After The Queen of the Condom, the second Swiss production screened in the “Semaine de la critique” was On Foot to Santiago de Compostela (Zu Fuss nach Santiago de Compostela). Director Bruno Moll shows the blisters of a young teacher walking 2200 km on the Route of St. James, from Switzerland to the Spanish city of Santiago de Compostela. Unfortunately, the film never becomes more than the uninspired journal of a wanderer on his lonesome pilgrimage through harsh and beautiful landscapes, uttering the usual stereotypes of getting closer to oneself by facing nature and solitude.
Another portrait of a single person — the famous director David Lynch — was the seventh film of the “Semaine de la critique”. It is credited to the pseudonymous director “blackANDwhite”, and while this is not a nom d’ecran for Lynch himself, Lynch is still a product of the director’s intimate entourage. It consists, however, of material compiled far too casually, showing and celebrating the master at his work as a photographer, as well as a director of films and other artistic projects.

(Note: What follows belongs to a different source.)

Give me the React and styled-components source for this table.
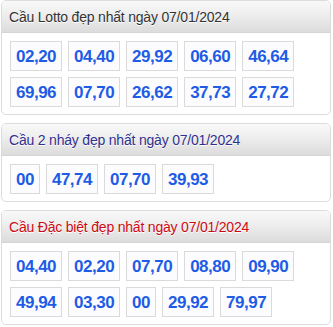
import React from 'react';
import styled, { createGlobalStyle } from 'styled-components';

const GlobalStyle = createGlobalStyle`
  body {
    margin: 0;
    background: #fff;
    font-family: Arial, "Liberation Sans", sans-serif;
  }
`;

const Page = styled.div`
  display: flex;
  flex-direction: column;
  gap: 8px;
  width: 330px;
  padding-left: 1px;
`;

const Panel = styled.div`
  border: 1px solid #dcdcdc;
  border-radius: 5px;
  overflow: hidden;
  background: #fff;
`;

const Header = styled.div`
  height: 31px;
  display: flex;
  align-items: center;
  padding-left: 7px;
  font-size: 14px;
  letter-spacing: -0.2px;
  color: ${props => props.color};
  text-shadow: 0 1px 0 #fff;
  background: linear-gradient(to bottom, #f9f9f9 0%, #ececec 50%, #dcdcdc 100%);
  border-bottom: 1px solid #d4d4d4;
`;

const Body = styled.div`
  display: flex;
  flex-wrap: wrap;
  gap: 6px;
  padding: 8px 8px 7px 8px;
`;

const Num = styled.div`
  height: 28px;
  line-height: 29px;
  padding: 0 5px;
  border: 1px solid #dadada;
  background: #fcfcfe;
  color: #1f5ce6;
  font-weight: bold;
  font-size: 17px;
  letter-spacing: -0.5px;
  text-align: center;
`;

const panels = [
  {
    title: 'Cầu Lotto đẹp nhất ngày 07/01/2024',
    color: '#333',
    nums: ['02,20', '04,40', '29,92', '06,60', '46,64', '69,96', '07,70', '26,62', '37,73', '27,72'],
  },
  {
    title: 'Cầu 2 nháy đẹp nhất ngày 07/01/2024',
    color: '#30308e',
    nums: ['00', '47,74', '07,70', '39,93'],
  },
  {
    title: 'Cầu Đặc biệt đẹp nhất ngày 07/01/2024',
    color: '#cc0a14',
    nums: ['04,40', '02,20', '07,70', '08,80', '09,90', '49,94', '03,30', '00', '29,92', '79,97'],
  },
];

export default function App() {
  return (
    <>
      <GlobalStyle />
      <Page>
        {panels.map(p => (
          <Panel key={p.title}>
            <Header color={p.color}>{p.title}</Header>
            <Body>
              {p.nums.map((n, i) => <Num key={i}>{n}</Num>)}
            </Body>
          </Panel>
        ))}
      </Page>
    </>
  );
}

To name the aesthetic parameters that define the choices made by “Semaine de la critique” one could probably speak of “originality”. The films shown in the “Semaine de la critique” are not exceedingly innovative, not really cinematographically ambitious and not highly politically committed, but they surprise with the manner in which they have been made. Often, the realization of such films has a history which seems to be as exciting as the film itself. Should one ask for more documentaries about documentaries?